Personal information
- Born: 7 February 1998 (age 28)

Sport
- Sport: Athletics
- Event: Long jump

Achievements and titles
- Personal best: Long jump: 8.35m (2021)

= Isaac Grimes =

American long jumper

Isaac Grimes (born 7 February 1998) is an American long jumper. He won the 2025 and 2026 USA Outdoor Track and Field Championships, having previously finished as runner-up at the USA Indoor Championships in 2024, and in 2022 at the NCAA Indoor and the NCAA Outdoor Championships.

==NCAA==
He grew in Moreno Valley, California and then attended college at Chadron State College in Nebraska. He won the NCAA Div. II title in the long jump and excelled at the long jump and triple jump both indoors and outdoors. After two seasons he transferred to Florida State University in 2020 for whom, at the Tyson Invitational in Arkansas passed Ngoni Makusha's mark for the longest jump in college history with 8.33 metres. He then jumped 8.35 metres in Fayetteville, Arkansas to finish runner up at the 2021 NCAA Indoor Championships to JuVaughn Harrison. In June 2021, he jumped 8.05 metres to finish runner up to Harrison again at the 2021 NCAA Division I Outdoor Track and Field Championships.

==Professional career==
===2024===
He jumped 7.74 metres to finish runner-up to Wayne Pinnock the University of New Mexico Collegiate Classic at the Albuquerque, New Mexico in February 2024. He jumped 8.06 metres to finish runner-up at the USA Indoor Championships in Alburquerque, late that month.

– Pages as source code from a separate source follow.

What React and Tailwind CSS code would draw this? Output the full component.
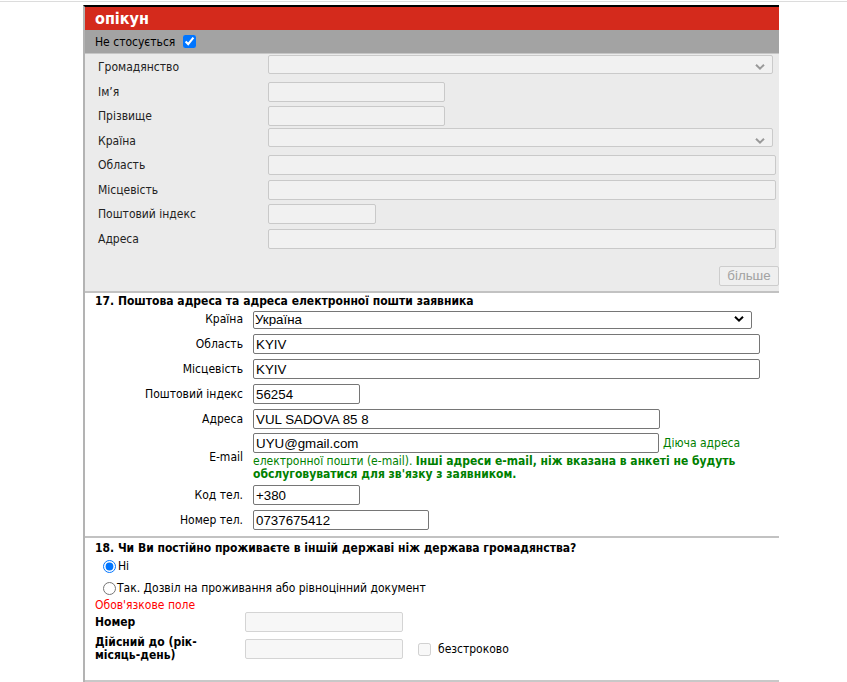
import React from 'react';

const LABEL_FONT = "font-['DejaVu_Sans_Condensed','DejaVu_Sans',sans-serif]";
const INPUT_FONT = "font-['Liberation_Sans',Arial,sans-serif]";

const Chevron = ({ color = '#999' }) => (
    <svg width="10" height="7" viewBox="0 0 10 7" className="pointer-events-none absolute right-[8px] top-1/2 -translate-y-1/2">
        <path d="M1 1.2l4 4 4-4" fill="none" stroke={color} strokeWidth="2" />
    </svg>
);

// disabled rows of the "опікун" block
const guardianRows = [
    { label: 'Громадянство', kind: 'select' },
    { label: 'Ім’я', kind: 'input', w: 'w-[177px]' },
    { label: 'Прізвище', kind: 'input', w: 'w-[177px]' },
    { label: 'Країна', kind: 'select' },
    { label: 'Область', kind: 'input', w: 'w-[508px]' },
    { label: 'Місцевість', kind: 'input', w: 'w-[508px]' },
    { label: 'Поштовий індекс', kind: 'input', w: 'w-[108px]' },
    { label: 'Адреса', kind: 'input', w: 'w-[508px]' },
];

const addressRows = [
    { label: 'Область', value: 'KYIV', w: 'w-[507px]' },
    { label: 'Місцевість', value: 'KYIV', w: 'w-[507px]' },
    { label: 'Поштовий індекс', value: '56254', w: 'w-[107px]' },
    { label: 'Адреса', value: 'VUL SADOVA 85 8', w: 'w-[407px]' },
];

const TextBox = ({ value, w }) => (
    <input
        readOnly
        value={value}
        className={`${w} ${INPUT_FONT} h-[20px] rounded-[2px] border border-[#767676] bg-white px-[2px] text-[13.333px] text-black outline-none`}
    />
);

const Row = ({ label, children, h = 'h-[25px]' }) => (
    <div className={`flex items-center ${h}`}>
        <div className="w-[158px] text-right text-[12px] text-black">{label}</div>
        <div className="ml-[10px]">{children}</div>
    </div>
);

export default function App() {
    return (
        <div className={`min-h-screen bg-white ${LABEL_FONT}`}>
            <div className="h-px bg-[#dcdcdc] mt-px" />
            <div className="ml-[83px] mt-[3px] w-[696px] border-t-2 border-l-2 border-t-black border-l-[#b3b3b3]">
                {/* header */}
                <div className="flex h-[23px] items-center bg-[#d42a1c] pl-[10px] text-[16px] font-bold leading-none text-white">
                    опікун
                </div>
                <div className="flex h-[24px] items-center border-b border-[#c6c6c6] bg-[#a3a3a3] pl-[10px] text-[12px] text-black">
                    Не стосується
                    <input type="checkbox" defaultChecked className="ml-[8px] h-[13px] w-[13px] accent-[#0075ff]" />
                </div>

                {/* disabled guardian block */}
                <div className="border-b-2 border-[#c2c2c2] bg-[#ebebeb] pb-[5px] pl-[13px] pt-px">
                    {guardianRows.map((r) => (
                        <div key={r.label} className="flex h-[24.5px] items-center">
                            <div className="w-[170px] text-[12px] text-[#222]">{r.label}</div>
                            {r.kind === 'select' ? (
                                <div className="relative">
                                    <select disabled className="h-[19px] w-[505px] appearance-none rounded-[2px] border border-[#cacaca] bg-[#f1f1f1]" />
                                    <Chevron />
                                </div>
                            ) : (
                                <input disabled className={`${r.w} h-[20px] rounded-[2px] border border-[#c9c9c9] bg-[#f1f1f1]`} />
                            )}
                        </div>
                    ))}
                    <div className="mt-[15px] flex justify-end">
                        <button
                            disabled
                            className={`${INPUT_FONT} h-[20px] w-[60px] rounded-[2px] border border-[#cdcdcd] bg-[#efefef] text-[13.333px] leading-none text-[#a2a2a2]`}
                        >
                            більше
                        </button>
                    </div>
                </div>

                {/* 17 */}
                <div className="border-b-2 border-[#c2c2c2] bg-white pb-[4px]">
                    <div className="h-[14px] pl-[10px] pt-px text-[12px] font-bold leading-[14px] text-black">
                        17. Поштова адреса та адреса електронної пошти заявника
                    </div>
                    <Row label="Країна" h="h-[24px]">
                        <div className="relative">
                            <select className={`${INPUT_FONT} h-[18px] w-[499px] appearance-none rounded-[2px] border border-[#767676] bg-white pl-px text-[13.333px] leading-none text-black`}>
                                <option>Україна</option>
                            </select>
                            <Chevron color="#000" />
                        </div>
                    </Row>
                    {addressRows.map((r) => (
                        <Row key={r.label} label={r.label}>
                            <TextBox value={r.value} w={r.w} />
                        </Row>
                    ))}
                    <div className="flex items-center">
                        <div className="w-[158px] text-right text-[12px] text-black">E-mail</div>
                        <div className="ml-[10px] w-[507px] pb-px pt-[2px]">
                            <div className="flex items-center">
                                <TextBox value="UYU@gmail.com" w="w-[406px]" />
                                <span className="ml-[4px] text-[12px] text-[#008000]">Діюча адреса</span>
                            </div>
                            <div className="mt-[2px] text-[12px] leading-[13px] text-[#008000]">
                                електронної пошти (e-mail). <b>Інші адреси e-mail, ніж вказана в анкеті не будуть</b>
                                <br />
                                <b>обслуговуватися для зв'язку з заявником.</b>
                            </div>
                        </div>
                    </div>
                    <Row label="Код тел.">
                        <TextBox value="+380" w="w-[107px]" />
                    </Row>
                    <Row label="Номер тел.">
                        <TextBox value="0737675412" w="w-[176px]" />
                    </Row>
                </div>

                {/* 18 */}
                <div className="border-b-2 border-[#c8c8c8] bg-white pb-[18px]">
                    <div className="pl-[10px] pt-[3px] text-[12px] font-bold leading-[14px] text-black">
                        18. Чи Ви постійно проживаєте в іншій державі ніж держава громадянства?
                    </div>
                    <label className="mt-[4px] flex h-[14px] items-center pl-[18px] text-[12px] text-black">
                        <input type="radio" name="res" defaultChecked className="m-0 h-[13px] w-[13px] accent-[#0075ff]" />
                        <span className="ml-[2px]">Ні</span>
                    </label>
                    <label className="mt-[8px] flex h-[14px] items-center pl-[18px] text-[12px] text-black">
                        <input type="radio" name="res" className="m-0 h-[13px] w-[13px]" />
                        <span className="ml-px">Так. Дозвіл на проживання або рівноцінний документ</span>
                    </label>
                    <div className="mt-[4px] pl-[10px] text-[12px] leading-[12px] text-[#ff0000]">Обов'язкове поле</div>
                    <div className="mt-px flex h-[20px] items-center pl-[10px]">
                        <div className="w-[150px] pr-[10px] text-[12px] font-bold text-black">Номер</div>
                        <input disabled className="h-[20px] w-[158px] rounded-[2px] border border-[#d4d4d4] bg-[#f7f7f7]" />
                    </div>
                    <div className="mt-[4px] flex items-center pl-[10px]">
                        <div className="w-[150px] pr-[10px] text-[12px] font-bold leading-[13px] text-black">Дійсний до (рік-місяць-день)</div>
                        <input disabled className="h-[20px] w-[158px] rounded-[2px] border border-[#d4d4d4] bg-[#f7f7f7]" />
                        <input type="checkbox" disabled className="m-0 ml-[15px] h-[13px] w-[13px]" />
                        <span className="ml-[7px] text-[12px] text-black">безстроково</span>
                    </div>
                </div>
                <div className="h-[10px] bg-[#ebebeb]" />
            </div>
        </div>
    );
}
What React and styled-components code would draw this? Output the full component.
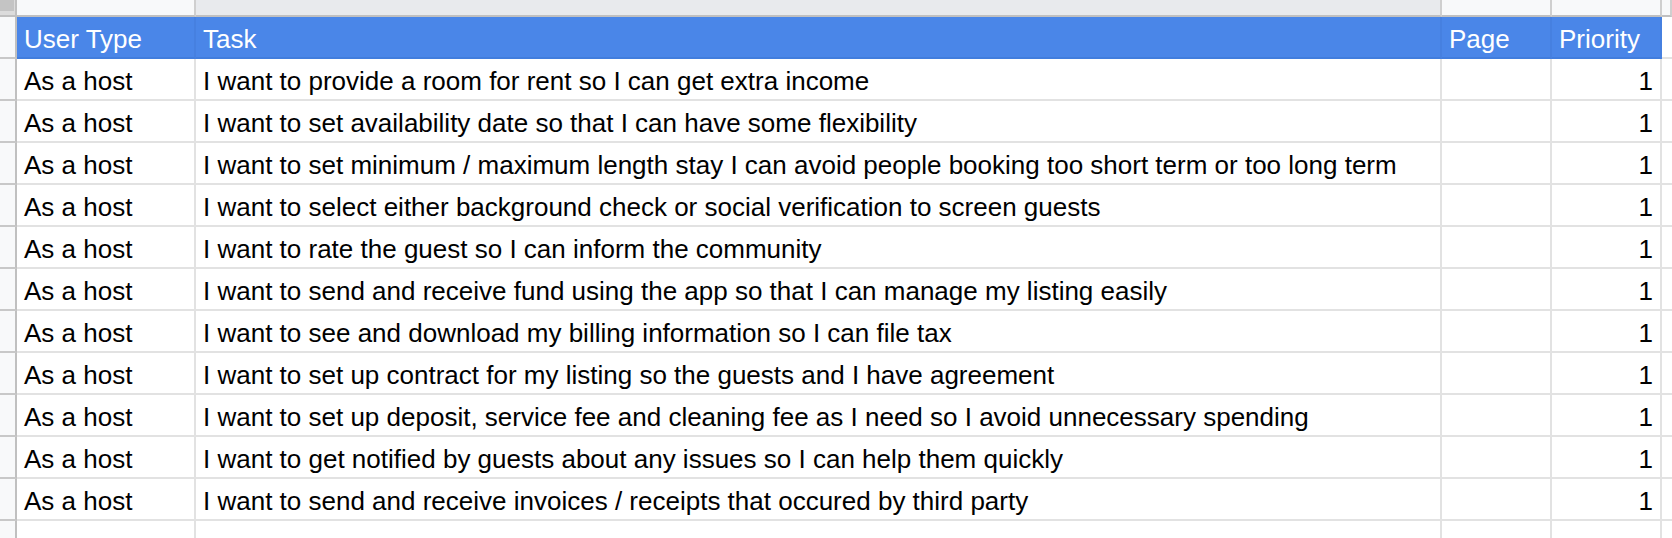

In June 2024, he jumped 8.11
metres to finish fifth at the US Olympic Trials in Eugene, Oregon.

===2025===
He finished third in the long jump in Astana on the 2025 World Athletics Indoor Tour with 7.89 metres, behind Lester Lescay and Marquis Dendy, with just two centimetres separating the top three. That month, he finished runner-up on the World Athletics Indoor Tour event in Belgrade with a jump of 8.13 metres. He jumped 7.81 metres to finish in sixth place at the 2025 USA Indoor Track and Field Championships in February 2025.

He finished sixth at the 2025 Xiamen Diamond League event in China, with a best jump of 7.78 metres. On 1 August, he jumped 8.15 metres to win the 2025 USA Outdoor Track and Field Championships in Eugene, Oregon.

In September 2025, he competed at the 2025 World Championships in Tokyo, Japan, qualifying for the final and placing tenth overall.

===2026===
On 1 March 2026, he jumped 8.00 metres to finish third behind Steffin McCarter and Jeremiah Davis at the 2026 USA Indoor Track and Field Championships.

On 23 July 2026, Grimes retained his title at the 2026 USA Outdoor Track and Field Championships in New York. In doing so, he became the first person since 2011 to win the long jump in consecutive years.